WHAT TO DO:
Say how many lines contain "this"; the answer is the number alone.

PROVIDED ENTRIES:

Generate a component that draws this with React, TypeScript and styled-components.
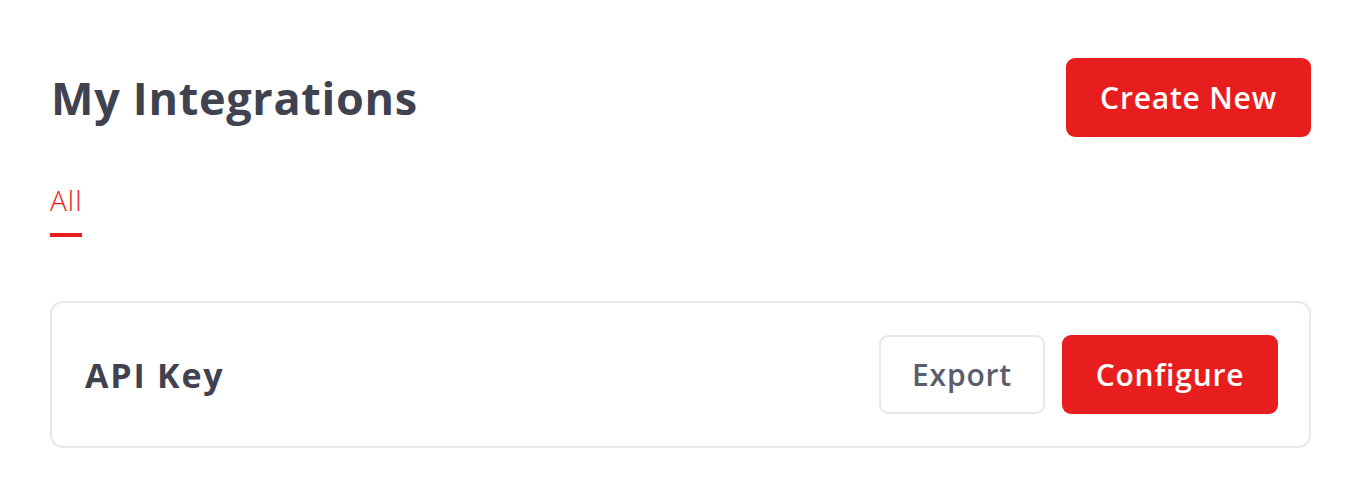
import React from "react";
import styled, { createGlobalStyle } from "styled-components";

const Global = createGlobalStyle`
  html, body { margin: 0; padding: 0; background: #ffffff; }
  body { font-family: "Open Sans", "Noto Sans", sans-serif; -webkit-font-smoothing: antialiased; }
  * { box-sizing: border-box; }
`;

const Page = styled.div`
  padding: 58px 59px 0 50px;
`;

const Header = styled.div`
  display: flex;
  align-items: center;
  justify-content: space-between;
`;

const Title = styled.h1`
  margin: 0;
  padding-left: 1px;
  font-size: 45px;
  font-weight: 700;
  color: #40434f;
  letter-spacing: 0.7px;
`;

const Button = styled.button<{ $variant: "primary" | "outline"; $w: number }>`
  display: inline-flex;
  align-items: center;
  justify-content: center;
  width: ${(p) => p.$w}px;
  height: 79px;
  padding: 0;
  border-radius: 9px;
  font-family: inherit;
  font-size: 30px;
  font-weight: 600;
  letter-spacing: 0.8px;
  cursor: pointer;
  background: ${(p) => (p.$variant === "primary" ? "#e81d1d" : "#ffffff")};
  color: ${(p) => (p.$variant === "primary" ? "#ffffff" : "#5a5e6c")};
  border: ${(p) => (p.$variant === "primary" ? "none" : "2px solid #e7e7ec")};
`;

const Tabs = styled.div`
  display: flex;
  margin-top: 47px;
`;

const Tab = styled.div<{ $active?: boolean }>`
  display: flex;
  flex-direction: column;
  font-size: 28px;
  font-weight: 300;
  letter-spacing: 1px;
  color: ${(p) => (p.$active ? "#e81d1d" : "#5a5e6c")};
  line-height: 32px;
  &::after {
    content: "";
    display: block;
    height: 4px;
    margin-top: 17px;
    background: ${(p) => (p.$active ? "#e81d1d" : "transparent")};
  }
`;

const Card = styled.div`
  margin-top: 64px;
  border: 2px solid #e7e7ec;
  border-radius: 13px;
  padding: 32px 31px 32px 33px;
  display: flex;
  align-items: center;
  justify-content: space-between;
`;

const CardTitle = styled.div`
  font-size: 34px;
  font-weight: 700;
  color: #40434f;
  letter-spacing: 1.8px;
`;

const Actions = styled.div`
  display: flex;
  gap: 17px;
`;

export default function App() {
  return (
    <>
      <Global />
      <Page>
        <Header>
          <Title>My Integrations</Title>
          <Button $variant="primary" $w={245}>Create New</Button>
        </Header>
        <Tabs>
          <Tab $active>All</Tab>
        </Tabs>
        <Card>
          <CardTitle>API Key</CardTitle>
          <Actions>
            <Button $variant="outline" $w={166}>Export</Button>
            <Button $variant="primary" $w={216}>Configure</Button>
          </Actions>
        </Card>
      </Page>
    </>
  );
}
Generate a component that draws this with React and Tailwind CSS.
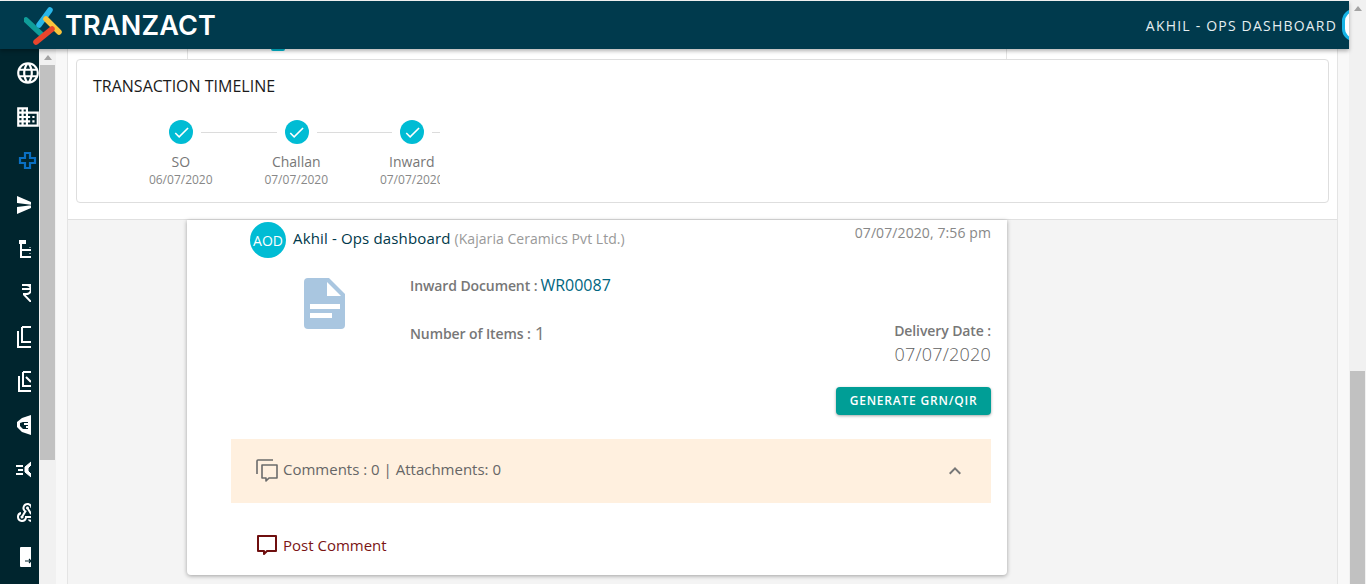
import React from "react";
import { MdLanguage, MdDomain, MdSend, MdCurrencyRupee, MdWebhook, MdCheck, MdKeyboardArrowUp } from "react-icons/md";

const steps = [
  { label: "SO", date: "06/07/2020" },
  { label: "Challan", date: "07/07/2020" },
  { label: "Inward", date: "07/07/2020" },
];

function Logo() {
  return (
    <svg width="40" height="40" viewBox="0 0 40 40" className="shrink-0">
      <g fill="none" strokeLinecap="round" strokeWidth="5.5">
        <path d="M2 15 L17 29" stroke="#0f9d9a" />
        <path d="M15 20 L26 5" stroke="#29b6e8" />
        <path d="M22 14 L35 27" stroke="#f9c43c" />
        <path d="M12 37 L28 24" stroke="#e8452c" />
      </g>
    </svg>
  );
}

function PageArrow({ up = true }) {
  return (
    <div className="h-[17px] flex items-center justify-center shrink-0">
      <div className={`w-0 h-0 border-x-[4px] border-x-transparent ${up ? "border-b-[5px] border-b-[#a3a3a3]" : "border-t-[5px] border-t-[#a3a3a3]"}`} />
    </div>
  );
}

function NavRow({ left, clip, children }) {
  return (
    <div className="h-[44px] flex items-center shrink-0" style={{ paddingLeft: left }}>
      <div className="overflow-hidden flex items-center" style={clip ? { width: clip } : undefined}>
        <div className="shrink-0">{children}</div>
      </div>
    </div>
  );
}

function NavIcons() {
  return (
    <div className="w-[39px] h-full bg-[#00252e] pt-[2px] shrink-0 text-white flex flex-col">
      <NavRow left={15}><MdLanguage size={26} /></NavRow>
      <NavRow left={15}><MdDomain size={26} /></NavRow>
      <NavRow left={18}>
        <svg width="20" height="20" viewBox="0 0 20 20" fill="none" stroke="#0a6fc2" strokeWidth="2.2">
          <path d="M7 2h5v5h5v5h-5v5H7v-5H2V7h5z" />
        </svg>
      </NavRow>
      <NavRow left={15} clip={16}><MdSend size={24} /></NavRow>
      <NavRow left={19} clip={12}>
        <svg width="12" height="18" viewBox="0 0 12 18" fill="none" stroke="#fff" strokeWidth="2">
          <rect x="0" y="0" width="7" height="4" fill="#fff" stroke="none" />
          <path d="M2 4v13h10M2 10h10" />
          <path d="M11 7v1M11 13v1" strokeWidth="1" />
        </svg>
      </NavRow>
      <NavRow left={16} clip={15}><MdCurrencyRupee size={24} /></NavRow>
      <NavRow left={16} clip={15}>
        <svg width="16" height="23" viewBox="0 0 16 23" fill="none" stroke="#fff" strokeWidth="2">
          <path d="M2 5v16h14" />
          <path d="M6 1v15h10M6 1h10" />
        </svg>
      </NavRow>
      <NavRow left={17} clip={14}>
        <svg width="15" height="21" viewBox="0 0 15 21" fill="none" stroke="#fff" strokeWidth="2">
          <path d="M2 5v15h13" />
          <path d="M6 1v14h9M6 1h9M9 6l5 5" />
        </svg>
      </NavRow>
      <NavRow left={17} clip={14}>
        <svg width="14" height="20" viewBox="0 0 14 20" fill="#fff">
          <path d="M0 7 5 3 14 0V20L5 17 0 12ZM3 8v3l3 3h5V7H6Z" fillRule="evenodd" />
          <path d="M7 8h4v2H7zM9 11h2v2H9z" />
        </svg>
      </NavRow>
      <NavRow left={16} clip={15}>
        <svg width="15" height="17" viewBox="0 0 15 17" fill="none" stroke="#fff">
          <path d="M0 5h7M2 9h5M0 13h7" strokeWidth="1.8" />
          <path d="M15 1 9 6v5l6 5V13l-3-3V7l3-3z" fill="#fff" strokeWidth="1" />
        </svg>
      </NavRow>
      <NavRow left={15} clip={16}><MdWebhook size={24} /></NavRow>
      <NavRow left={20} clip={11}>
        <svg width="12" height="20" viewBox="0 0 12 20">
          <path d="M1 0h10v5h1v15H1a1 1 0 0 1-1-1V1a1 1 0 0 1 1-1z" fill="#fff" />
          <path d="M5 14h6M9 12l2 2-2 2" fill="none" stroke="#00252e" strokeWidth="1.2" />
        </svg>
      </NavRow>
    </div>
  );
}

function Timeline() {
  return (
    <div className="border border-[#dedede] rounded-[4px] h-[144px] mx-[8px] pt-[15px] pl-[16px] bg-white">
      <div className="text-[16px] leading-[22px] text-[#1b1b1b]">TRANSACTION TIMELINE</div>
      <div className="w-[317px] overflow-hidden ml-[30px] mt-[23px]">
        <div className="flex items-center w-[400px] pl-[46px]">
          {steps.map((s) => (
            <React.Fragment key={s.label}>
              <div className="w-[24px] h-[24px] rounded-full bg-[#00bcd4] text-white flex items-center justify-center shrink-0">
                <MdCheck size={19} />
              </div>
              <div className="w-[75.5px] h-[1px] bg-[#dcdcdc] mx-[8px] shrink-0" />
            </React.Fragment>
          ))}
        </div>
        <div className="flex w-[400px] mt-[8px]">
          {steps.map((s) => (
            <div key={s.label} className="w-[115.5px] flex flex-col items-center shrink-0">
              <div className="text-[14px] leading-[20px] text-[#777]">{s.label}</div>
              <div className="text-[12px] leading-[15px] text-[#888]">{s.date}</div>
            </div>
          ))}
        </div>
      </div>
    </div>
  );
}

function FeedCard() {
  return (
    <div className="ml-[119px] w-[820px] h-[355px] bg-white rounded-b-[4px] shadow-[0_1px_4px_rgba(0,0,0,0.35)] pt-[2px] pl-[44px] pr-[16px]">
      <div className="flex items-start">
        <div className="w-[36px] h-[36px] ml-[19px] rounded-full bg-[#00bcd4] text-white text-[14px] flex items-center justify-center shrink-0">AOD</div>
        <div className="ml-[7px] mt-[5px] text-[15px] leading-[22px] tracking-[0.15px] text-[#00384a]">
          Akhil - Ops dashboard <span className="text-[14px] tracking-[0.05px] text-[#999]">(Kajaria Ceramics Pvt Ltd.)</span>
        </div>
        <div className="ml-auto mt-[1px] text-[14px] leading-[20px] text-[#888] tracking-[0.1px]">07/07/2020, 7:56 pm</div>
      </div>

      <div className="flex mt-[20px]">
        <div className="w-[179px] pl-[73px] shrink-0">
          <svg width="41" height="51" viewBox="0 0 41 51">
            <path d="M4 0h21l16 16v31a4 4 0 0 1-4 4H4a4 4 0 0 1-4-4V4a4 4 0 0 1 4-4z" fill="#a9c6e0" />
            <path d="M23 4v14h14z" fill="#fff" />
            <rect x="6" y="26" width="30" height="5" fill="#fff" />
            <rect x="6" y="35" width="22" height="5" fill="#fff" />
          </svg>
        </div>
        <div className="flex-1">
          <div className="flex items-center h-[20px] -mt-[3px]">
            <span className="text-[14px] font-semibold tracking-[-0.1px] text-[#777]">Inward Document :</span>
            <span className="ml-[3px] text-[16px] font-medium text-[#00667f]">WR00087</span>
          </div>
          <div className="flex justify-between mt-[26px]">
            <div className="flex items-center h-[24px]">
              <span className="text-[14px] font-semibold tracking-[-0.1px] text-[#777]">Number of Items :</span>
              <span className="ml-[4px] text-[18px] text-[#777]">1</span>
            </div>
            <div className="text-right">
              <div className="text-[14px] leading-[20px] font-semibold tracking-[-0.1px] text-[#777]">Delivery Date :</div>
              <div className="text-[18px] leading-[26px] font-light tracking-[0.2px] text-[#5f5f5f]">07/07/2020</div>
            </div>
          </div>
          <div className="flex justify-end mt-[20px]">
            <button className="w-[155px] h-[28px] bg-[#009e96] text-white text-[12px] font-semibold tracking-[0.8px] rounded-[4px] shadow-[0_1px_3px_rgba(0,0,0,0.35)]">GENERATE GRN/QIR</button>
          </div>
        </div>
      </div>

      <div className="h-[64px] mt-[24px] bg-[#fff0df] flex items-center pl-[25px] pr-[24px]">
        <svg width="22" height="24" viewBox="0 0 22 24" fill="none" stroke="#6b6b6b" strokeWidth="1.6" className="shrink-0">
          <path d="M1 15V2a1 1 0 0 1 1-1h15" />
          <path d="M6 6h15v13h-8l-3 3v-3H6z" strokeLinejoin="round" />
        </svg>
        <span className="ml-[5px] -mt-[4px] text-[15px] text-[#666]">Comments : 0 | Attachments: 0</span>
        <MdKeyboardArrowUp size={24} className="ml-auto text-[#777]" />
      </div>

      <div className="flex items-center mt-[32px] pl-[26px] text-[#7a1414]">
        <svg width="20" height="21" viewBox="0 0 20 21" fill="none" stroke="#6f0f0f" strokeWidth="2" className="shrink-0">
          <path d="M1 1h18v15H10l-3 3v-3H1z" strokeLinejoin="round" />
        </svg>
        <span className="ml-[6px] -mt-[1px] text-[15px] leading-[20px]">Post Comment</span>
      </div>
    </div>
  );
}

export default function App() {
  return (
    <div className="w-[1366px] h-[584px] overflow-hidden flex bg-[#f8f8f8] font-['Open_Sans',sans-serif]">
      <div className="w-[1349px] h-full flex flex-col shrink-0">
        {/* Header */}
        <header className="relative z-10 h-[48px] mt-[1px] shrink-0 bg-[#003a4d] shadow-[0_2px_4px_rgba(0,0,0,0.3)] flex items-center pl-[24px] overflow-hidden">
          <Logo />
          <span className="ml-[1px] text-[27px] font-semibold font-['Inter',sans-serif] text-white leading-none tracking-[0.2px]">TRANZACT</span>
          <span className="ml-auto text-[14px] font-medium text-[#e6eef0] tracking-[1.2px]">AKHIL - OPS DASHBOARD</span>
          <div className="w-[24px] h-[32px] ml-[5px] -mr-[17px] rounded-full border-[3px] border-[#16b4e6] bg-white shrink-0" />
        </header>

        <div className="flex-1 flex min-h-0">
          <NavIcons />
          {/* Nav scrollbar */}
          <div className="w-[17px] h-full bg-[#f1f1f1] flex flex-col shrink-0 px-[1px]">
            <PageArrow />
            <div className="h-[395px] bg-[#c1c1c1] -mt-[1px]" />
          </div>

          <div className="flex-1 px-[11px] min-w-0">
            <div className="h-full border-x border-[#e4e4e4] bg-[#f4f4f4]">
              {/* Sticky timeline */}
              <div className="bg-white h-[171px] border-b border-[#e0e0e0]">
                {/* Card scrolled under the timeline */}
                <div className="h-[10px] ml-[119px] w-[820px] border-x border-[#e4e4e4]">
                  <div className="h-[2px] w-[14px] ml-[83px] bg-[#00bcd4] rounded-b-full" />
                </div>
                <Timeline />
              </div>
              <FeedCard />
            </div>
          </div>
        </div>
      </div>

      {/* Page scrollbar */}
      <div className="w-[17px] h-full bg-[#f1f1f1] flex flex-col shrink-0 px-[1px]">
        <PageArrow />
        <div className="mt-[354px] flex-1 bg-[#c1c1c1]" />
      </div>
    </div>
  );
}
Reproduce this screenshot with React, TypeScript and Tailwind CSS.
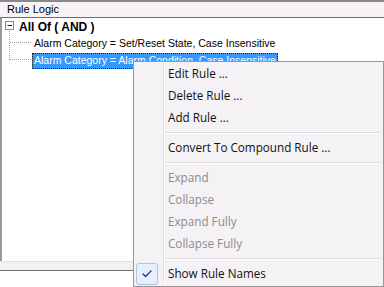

SOLUTION:
3